Et pour consulter la réponse de Verra au Guardian, c’est ici.
Greenwashing Total. Depuis décembre 2021, l’entreprise pétrolière est visée par une enquête préliminaire pour “pratiques commerciales trompeuses” dans le domaine de l’environnement. Comprendre : pour des mensonges climatiques. La plainte déposée par plusieurs associations de défense de l’environnement (Wild Legal, Sea Shepherd France et Darwin Climat Coalitions) concerne des faits de “destruction, dégradation ou détérioration d’un bien appartenant à autrui et complicité” en raison des activités extractives de l’entreprise. Comme souvent dans les contentieux liés au greenwashing, le problème est “le fossé qui sépare les discours et la stratégie de communication du groupe Total en matière climatique de ses pratiques qui consistent à investir massivement dans des énergies fossiles”.
Household basics. Pour lutter contre le greenwashing, l’autorité britannique de la concurrence et des marchés (CMAS) va dorénavant examiner l’exactitude des déclarations environnementales sur certains produits ménagers essentiels comme les aliments, les boissons et les produits de nettoyage. Le but est de s’assurer du respect de la législation britannique sur la protection des consommateurs. Une démarche qui existe déjà dans le secteur de la mode et du textile.

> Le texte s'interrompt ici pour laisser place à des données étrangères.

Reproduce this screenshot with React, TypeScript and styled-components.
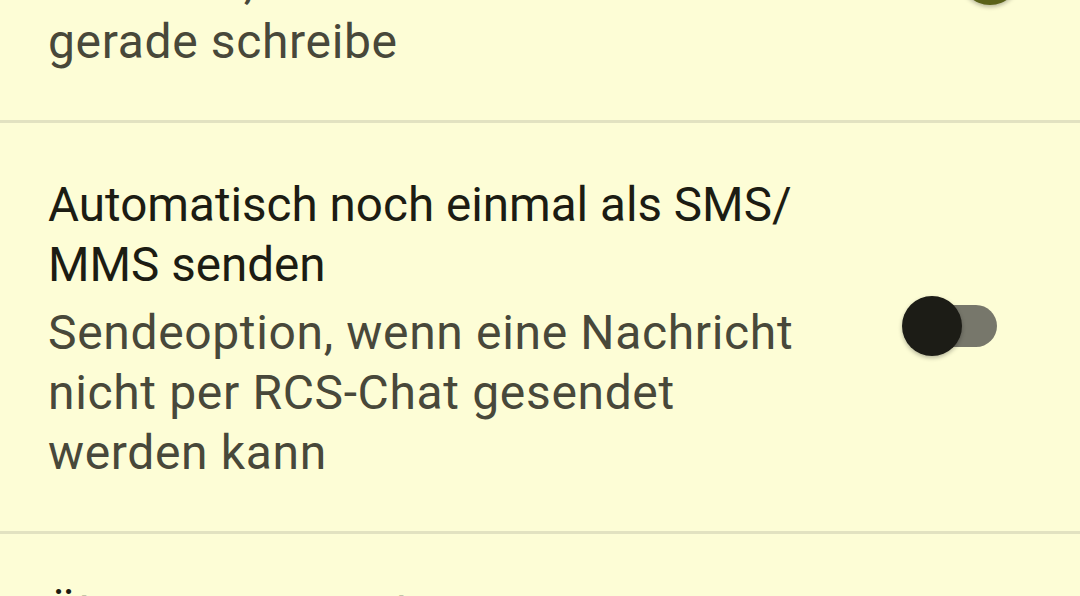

Exemption climatique ? La directrice générale de l’autorité britannique de la concurrence, Sarah Cardell, a annoncé que de futures propositions viseront à assouplir les règles antitrust pour les initiatives en matière de changement climatique. C’est une réponse “aux préoccupations des entreprises, qui craignent qu'une collaboration dans le domaine climatique ne les expose à des accusations de collusion”. Ainsi, l’atténuation ou l’adaptation au changement climatique pourrait relever d’une exemption aux règles antitrust.

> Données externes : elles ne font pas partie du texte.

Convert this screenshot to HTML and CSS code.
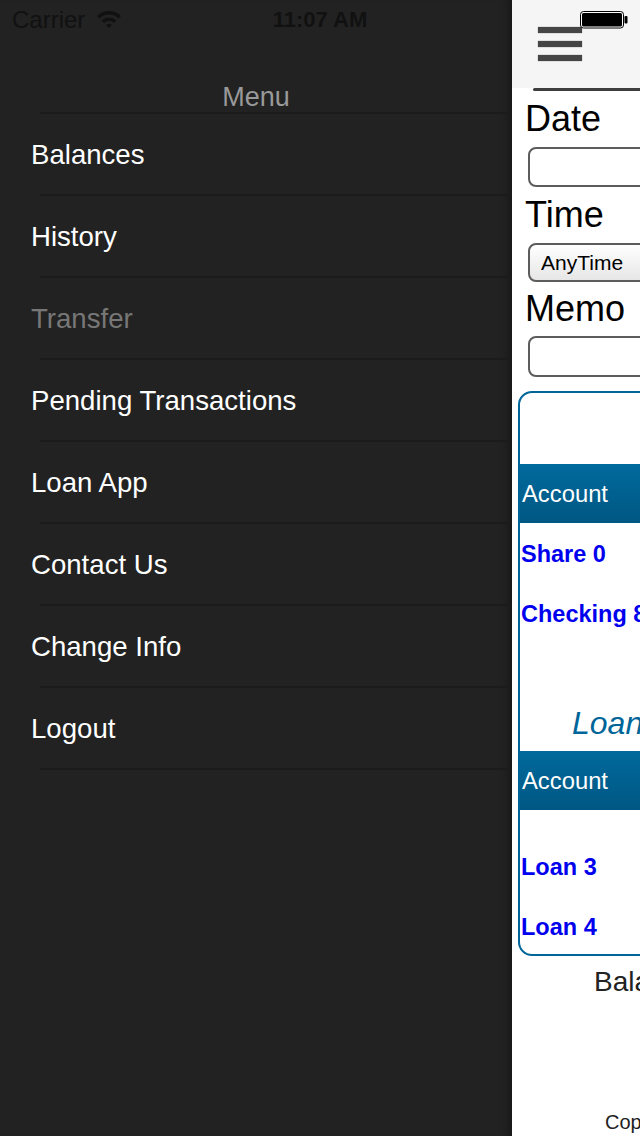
FILE: index.html
```html
<!DOCTYPE html>
<html>
<head>
<meta charset="utf-8">
<title>Menu</title>
<link rel="stylesheet" href="styles.css">
</head>
<body>
<div class="app">
  <nav class="menu">
    <div class="menu-title"><span>Menu</span></div>
    <ul class="menu-list">
      <li><span>Balances</span></li>
      <li><span>History</span></li>
      <li class="disabled"><span>Transfer</span></li>
      <li><span>Pending Transactions</span></li>
      <li><span>Loan App</span></li>
      <li><span>Contact Us</span></li>
      <li><span>Change Info</span></li>
      <li><span>Logout</span></li>
    </ul>
  </nav>
  <main class="main">
    <header class="nav">
      <div class="burger"><span></span><span></span><span></span></div>
    </header>
    <div class="rule"></div>
    <form class="form">
      <label class="label">Date</label>
      <input class="field" type="text">
      <label class="label">Time</label>
      <select class="field select"><option>AnyTime</option></select>
      <label class="label memo">Memo</label>
      <input class="field last" type="text">
    </form>
    <section class="card">
      <div class="caption"></div>
      <div class="thead">Account</div>
      <div class="row">Share 0</div>
      <div class="row">Checking 8</div>
      <div class="caption2">Loans</div>
      <div class="thead">Account</div>
      <div class="spacer"></div>
      <div class="row">Loan 3</div>
      <div class="row end">Loan 4</div>
    </section>
    <p class="asof">Balances as of 11:07 AM</p>
    <p class="copy">Copyright</p>
  </main>
</div>
<div class="statusbar">
  <div class="sb-left">
    <span>Carrier</span>
    <svg class="wifi" width="24" height="17" viewBox="0 0 24 17">
      <path d="M1.22 6.22 A15.25 15.25 0 0 1 22.78 6.22" fill="none" stroke="#111" stroke-width="3.5"/>
      <path d="M5.81 10.81 A8.75 8.75 0 0 1 18.19 10.81" fill="none" stroke="#111" stroke-width="3.5"/>
      <path d="M12 17 L9.17 14.17 A4 4 0 0 1 14.83 14.17 Z" fill="#111"/>
    </svg>
  </div>
  <div class="sb-time">11:07 AM</div>
  <div class="sb-right">
    <svg width="48" height="18" viewBox="0 0 48 18">
      <rect x="0.5" y="0.5" width="43" height="16.5" rx="3" fill="#fff" stroke="#000"/>
      <rect x="2" y="2" width="40" height="13.5" rx="1.5" fill="#000"/>
      <rect x="44.5" y="5" width="3" height="7.5" rx="1" fill="#000"/>
    </svg>
  </div>
</div>
</body>
</html>
```

FILE: styles.css
```css
html, body {
  margin: 0;
  padding: 0;
  width: 640px;
  height: 1136px;
  overflow: hidden;
  background: #fff;
  font-family: "Liberation Sans", Arial, sans-serif;
}

.app {
  display: flex;
  width: max-content;
  height: 1136px;
}

/* ---------- side menu ---------- */
.menu {
  width: 512px;
  flex: none;
  height: 1136px;
  background: #222;
  box-shadow: inset -10px 0 10px -7px rgba(0, 0, 0, 0.35);
}

.menu-title {
  height: 112px;
  display: flex;
  align-items: flex-end;
  justify-content: center;
  color: #999;
  font-size: 27px;
  line-height: 30px;
}

.menu-title span {
  display: block;
}

.menu-list {
  list-style: none;
  margin: 0;
  padding: 2px 0 0;
  background: linear-gradient(#1b1b1b, #1b1b1b) 40px 0 / 472px 2px no-repeat;
}

.menu-list li {
  padding-left: 31px;
  color: #fff;
  font-size: 27.6px;
}

.menu-list li span {
  display: block;
  height: 79px;
  padding-top: 1px;
  line-height: 80px;
}

.menu-list li::after {
  content: "";
  display: block;
  height: 2px;
  margin-left: 9px;
  background: #1b1b1b;
}

.menu-list li.disabled {
  color: #777;
}

/* ---------- main panel ---------- */
.main {
  width: 640px;
  flex: none;
  height: 1136px;
  background: #fff;
}

.nav {
  height: 88px;
  box-sizing: border-box;
  background: #f5f5f5;
  padding: 27px 0 0 26px;
}

.burger span {
  display: block;
  width: 44px;
  height: 6px;
  background: #454545;
  box-shadow: 0 0 1px #777;
  margin-bottom: 8px;
}

.burger span + span + span {
  margin-top: 1px;
}

.rule {
  height: 3px;
  margin-left: 21px;
  background: #3e3e3e;
  border-radius: 3px 0 0 3px;
}

.form {
  display: flex;
  flex-direction: column;
  align-items: flex-start;
  padding-left: 13px;
  margin: 0;
}

.label {
  display: block;
  font-size: 36px;
  line-height: 40px;
  color: #000;
  margin-top: 8px;
}

.label.memo {
  margin-top: 7px;
}

.field {
  display: block;
  box-sizing: border-box;
  width: 220px;
  height: 40px;
  margin: 8px 0 0 3px;
  border: 2px solid #5c5c5c;
  border-radius: 8px;
  background: #fff;
  font-family: "Liberation Sans", Arial, sans-serif;
  padding: 0;
}

.field.last {
  margin-top: 7px;
  height: 41px;
}

.select {
  -webkit-appearance: none;
  appearance: none;
  height: 39px;
  font-size: 21px;
  color: #000;
  padding-left: 11px;
  background: linear-gradient(#ffffff, #e6e6e6);
}

.card {
  margin: 14px 0 0 6px;
  width: 600px;
  border: 2px solid #006699;
  border-radius: 14px;
  overflow: hidden;
}

.caption {
  height: 71px;
}

.thead {
  height: 59px;
  line-height: 59px;
  background: linear-gradient(#006a9c, #005783);
  color: #fff;
  font-size: 23.8px;
  padding-left: 2px;
}

.row {
  height: 60px;
  line-height: 62px;
  color: #0000ee;
  font-weight: bold;
  font-size: 23.5px;
  padding-left: 1px;
}

.row.end {
  height: 58px;
}

.caption2 {
  margin-top: 58px;
  height: 50px;
  line-height: 44px;
  padding-left: 52px;
  color: #006699;
  font-style: italic;
  font-size: 32px;
}

.spacer {
  height: 26px;
}

.asof {
  margin: 10px 0 0;
  padding-left: 82px;
  font-size: 28px;
  line-height: 32px;
  color: #222;
  white-space: nowrap;
}

.copy {
  margin: 112px 0 0;
  padding-left: 93px;
  font-size: 20px;
  line-height: 24px;
  color: #222;
  white-space: nowrap;
}

/* ---------- status bar overlay ---------- */
.statusbar {
  position: absolute;
  top: 0;
  left: 0;
  width: 640px;
  height: 40px;
  display: grid;
  grid-template-columns: 1fr auto 1fr;
  align-items: center;
  color: #111;
}

.sb-left {
  display: flex;
  align-items: center;
  gap: 12px;
  padding-left: 12px;
  font-size: 24px;
}

.wifi {
  margin-top: -2px;
}

.sb-time {
  font-size: 22px;
  font-weight: bold;
}

.sb-right {
  justify-self: end;
  padding-right: 12px;
  display: flex;
  align-items: center;
}
```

Puits de carbone. Selon un rapport du World Resources Institute, en Amazonie, les forêts gérées par les communautés natives sont parmi les derniers puits de carbone. Néanmoins, ces communautés subissent de plus en plus de pression de la part des gouvernements et des entreprises.
FINANCE & ESG
Critères ESG. Ce guide de référence du International Senior Lawyers Project (ISLP) fait le point sur les critères ESG en Australie, au Brésil, au Canada, en Colombie, dans l’Union européenne, au Pérou, au Royaume-Uni et aux États-Unis.
Nature et dépendance. Cet outil, créé par le Programme des Nations Unies pour l'environnement (PNUE) et la société S&P Global, adopte une nouvelle méthodologie, alignée avec l’approche du groupe de travail sur les divulgations financières liées à la nature (TNFD). Il permet “au secteur financier de mesurer et de traiter les risques liés à la nature en fournissant des analyses scientifiquement solides et exploitables sur les impacts et les dépendances de la nature”.

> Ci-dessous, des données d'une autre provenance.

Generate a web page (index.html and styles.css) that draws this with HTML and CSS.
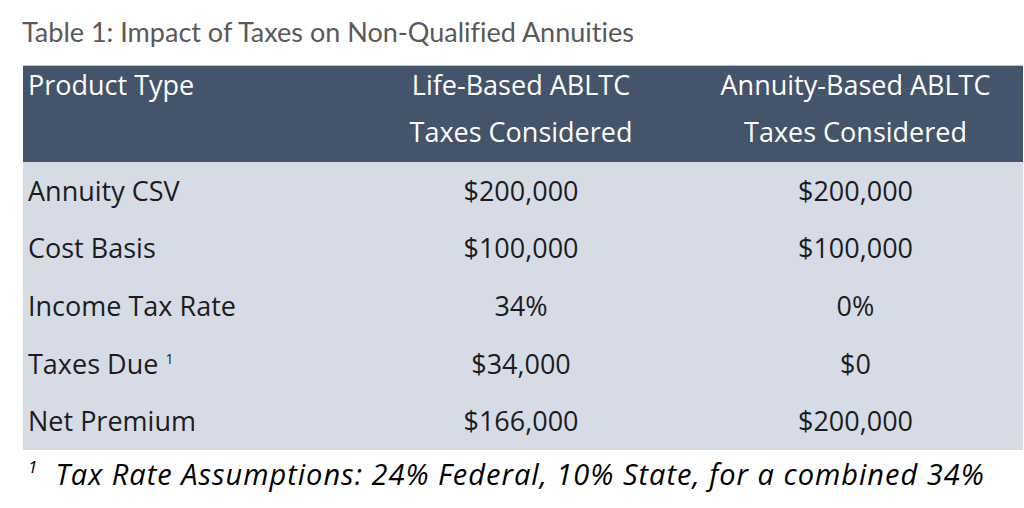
FILE: index.html
```html
<!DOCTYPE html>
<html lang="en">
<head>
<meta charset="utf-8">
<title>Table 1</title>
<link rel="stylesheet" href="styles.css">
</head>
<body>
<div class="page">
  <h1 class="caption">Table 1: Impact of Taxes on Non-Qualified Annuities</h1>
  <div class="table">
    <div class="head">
      <div class="cell first"><span class="inner">Product Type</span></div>
      <div class="cell"><span class="inner">Life-Based ABLTC<br>Taxes Considered</span></div>
      <div class="cell"><span class="inner">Annuity-Based ABLTC<br>Taxes Considered</span></div>
    </div>
    <div class="body">
      <div class="row"><div class="cell first">Annuity CSV</div><div class="cell">$200,000</div><div class="cell">$200,000</div></div>
      <div class="row"><div class="cell first">Cost Basis</div><div class="cell">$100,000</div><div class="cell">$100,000</div></div>
      <div class="row"><div class="cell first">Income Tax Rate</div><div class="cell">34%</div><div class="cell">0%</div></div>
      <div class="row"><div class="cell first">Taxes Due <sup class="sup">1</sup></div><div class="cell">$34,000</div><div class="cell">$0</div></div>
      <div class="row"><div class="cell first">Net Premium</div><div class="cell">$166,000</div><div class="cell">$200,000</div></div>
    </div>
  </div>
  <p class="note"><sup class="note-sup">1</sup><span class="note-text">Tax Rate Assumptions: 24% Federal, 10% State, for a combined 34%</span></p>
</div>
</body>
</html>
```
FILE: styles.css
```css
html, body {
  margin: 0;
  padding: 0;
  background: #ffffff;
}

.page {
  width: 1024px;
  height: 508px;
  overflow: hidden;
  font-family: "Open Sans", "DejaVu Sans", sans-serif;
}

.caption {
  margin: 0;
  padding: 17px 0 0 22px;
  height: 65px;
  box-sizing: border-box;
  font-family: "Lato", "Open Sans", sans-serif;
  font-variant-ligatures: none;
  font-weight: 400;
  font-size: 27px;
  line-height: 30px;
  color: #595959;
}

.table {
  margin-left: 23px;
  width: 1000px;
}

.head {
  display: grid;
  grid-template-columns: 331px 334px 335px;
  height: 97px;
  background: #44546a;
  border-top: 1px solid #b9c0ca;
  box-sizing: border-box;
  color: #ffffff;
  font-size: 27px;
  line-height: 47px;
}

.head .cell {
  text-align: center;
}

.head .inner {
  display: block;
  margin-top: -5px;
}

.head .cell.first {
  text-align: left;
  padding-left: 5px;
}

.body {
  background: #d6dce5;
  color: #1c1c1c;
  font-size: 27px;
}

.row {
  display: grid;
  grid-template-columns: 331px 334px 335px;
  height: 57.6px;
  align-items: center;
}

.row .cell {
  text-align: center;
  line-height: 36px;
}

.row .cell.first {
  text-align: left;
  padding-left: 5px;
}

.sup {
  font-size: 14px;
  vertical-align: top;
  line-height: 14px;
  position: relative;
  top: 6px;
}

.note {
  margin: 0;
  padding: 6px 0 0 28px;
  font-style: italic;
  font-size: 29px;
  letter-spacing: 1px;
  line-height: 36px;
  color: #000000;
}

.note-sup {
  font-size: 17px;
  letter-spacing: 0;
  vertical-align: top;
  line-height: 17px;
  position: relative;
  top: 2px;
  margin-right: 18px;
}
```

Une vague de contentieux ESG ? S'appuyant sur une enquête menée par le cabinet d’avocats Norton Rose Fulbright, cet article de Bloomberg révèle que les avocats se préparent à une augmentation des affaires liées à l'ESG. En cause, le durcissement des exigences de divulgation extra-financières des entreprises et l’absence de mesures claires en matière d’ESG. Près de 28 % des 430 conseillers juridiques interrogés “ont déclaré que leur exposition aux litiges dits ESG avait augmenté en 2022, et 24 % s'attendent à ce qu'elle s'accentue au cours des 12 prochains mois”.
TO DO LIST
1. Écouter le podcast Entendez-vous l’éco sur les crimes écologiques : l’heure des comptes pour les multinationales.
2. Trouver le cours sur la durabilité qui vous convient parmi les nombreuses propositions des Nations Unies.
3. Regarder le dernier Cash Investigation qui résonne avec plusieurs actualités de cette édition. Le sujet : “Superprofits: les multinationales s’habillent en vert”.
4. Lire le grand format de la revue XXI “Ils volent le vent, soyons tempête” qui s'intéresse à la lutte des Zapotèques contre l’implantation des éoliennes d’EDF au Mexique.